Planting daffodils… wherever the hell I can

The first time I went out to plant daffodils with my nifty bulb auger, the soil was too dry to drill easily. Yes, our irrigation system is on the fritz. Again. So I soaked parts of the front flowerbed with a garden hose, drilled a couple random test holes in the more moist sections. Ah, much better. I knew I’d also be contending with sycamore tree roots, but figured the edges of the triangular bed were pretty safe since they were farthest away from the trunk.

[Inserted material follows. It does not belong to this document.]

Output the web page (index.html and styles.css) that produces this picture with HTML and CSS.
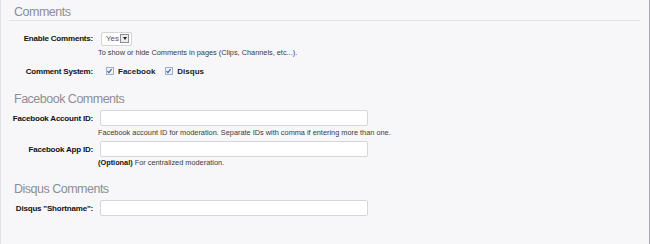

I’d gone back and forth on planting pattern aesthetics. Did I want to sprinkle the bulbs in the bed in a pseudo-natural “I am a daffodil living wild in the foothills” fashion, or did I want a clump, a drift or a more refined row. In an uncharacteristic moment of formality, I decided to try a formal row along one edge of the bed. That is… until I started drilling. Every hole in my row hit 3/4″ pipe that was buried a shamefully shallow 4″ deep, proving yet again that the people who landscaped my yard before I moved in were just as naughty as I thought.

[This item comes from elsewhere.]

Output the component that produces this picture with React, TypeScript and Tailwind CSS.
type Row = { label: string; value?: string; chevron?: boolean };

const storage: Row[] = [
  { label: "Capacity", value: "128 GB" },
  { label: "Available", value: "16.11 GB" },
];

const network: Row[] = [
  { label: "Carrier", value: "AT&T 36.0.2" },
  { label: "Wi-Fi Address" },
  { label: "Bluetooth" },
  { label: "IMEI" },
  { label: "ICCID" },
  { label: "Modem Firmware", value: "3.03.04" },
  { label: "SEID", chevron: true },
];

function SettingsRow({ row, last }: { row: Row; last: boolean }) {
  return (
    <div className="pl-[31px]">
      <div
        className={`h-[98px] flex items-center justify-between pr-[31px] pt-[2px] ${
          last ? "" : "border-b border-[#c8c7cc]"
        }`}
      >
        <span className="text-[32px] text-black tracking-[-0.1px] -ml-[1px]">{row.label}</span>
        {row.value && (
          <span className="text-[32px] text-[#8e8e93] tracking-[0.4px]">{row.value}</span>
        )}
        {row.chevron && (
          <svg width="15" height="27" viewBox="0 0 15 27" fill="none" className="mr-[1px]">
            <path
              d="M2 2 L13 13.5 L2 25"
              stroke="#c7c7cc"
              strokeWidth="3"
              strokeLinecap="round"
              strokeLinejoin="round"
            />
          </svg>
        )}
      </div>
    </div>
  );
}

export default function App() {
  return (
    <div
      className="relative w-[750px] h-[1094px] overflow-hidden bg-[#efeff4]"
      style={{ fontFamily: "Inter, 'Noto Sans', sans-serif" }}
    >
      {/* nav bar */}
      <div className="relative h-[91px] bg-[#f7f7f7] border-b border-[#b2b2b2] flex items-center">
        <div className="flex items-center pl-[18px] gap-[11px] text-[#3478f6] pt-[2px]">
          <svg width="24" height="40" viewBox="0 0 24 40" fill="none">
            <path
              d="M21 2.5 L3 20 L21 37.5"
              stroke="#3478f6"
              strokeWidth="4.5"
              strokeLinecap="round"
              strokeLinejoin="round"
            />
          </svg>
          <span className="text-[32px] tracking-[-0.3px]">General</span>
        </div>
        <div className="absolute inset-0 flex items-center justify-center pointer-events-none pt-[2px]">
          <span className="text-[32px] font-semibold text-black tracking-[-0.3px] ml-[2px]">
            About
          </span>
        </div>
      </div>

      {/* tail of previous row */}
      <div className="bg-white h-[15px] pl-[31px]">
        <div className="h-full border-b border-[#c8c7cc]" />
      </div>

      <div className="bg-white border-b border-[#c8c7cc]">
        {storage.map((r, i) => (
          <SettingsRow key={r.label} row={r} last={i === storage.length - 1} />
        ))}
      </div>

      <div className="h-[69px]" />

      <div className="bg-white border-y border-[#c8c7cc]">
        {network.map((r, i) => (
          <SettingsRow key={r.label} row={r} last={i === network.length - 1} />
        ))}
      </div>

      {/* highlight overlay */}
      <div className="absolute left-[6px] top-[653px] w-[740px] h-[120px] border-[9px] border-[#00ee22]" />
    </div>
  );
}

I find examples of landscaping naughtiness all the time in my yard. There’s weed fabric buried under 6 inches of soil… too-shallow PVC pipe being battered by freezes and my shovel… sod netting tangled into in the soil in my flowerbeds… the irrigation timer never works… terrible to non-existent sprinkler pressure. We’re going to do our best to exorcise this demonic landscape installation.

Speaking of demons and Hell… my new bulb planting aesthetic is guided solely by wherever the hell my auger happened to randomly avoid pipes and roots. Most of the bulbs are in, and I’ll plant the rest today now that the rest of the bed is moist. I should probably do a little careful Bermuda grass tugging around my California poppies as well. I used to be afraid to pull Bermuda, preferring to spray with organic herbicide. When I use the herbicide, the Bermuda does turn brown, but then I forget about it and it greens up again. So I pull. It’s this little game we play.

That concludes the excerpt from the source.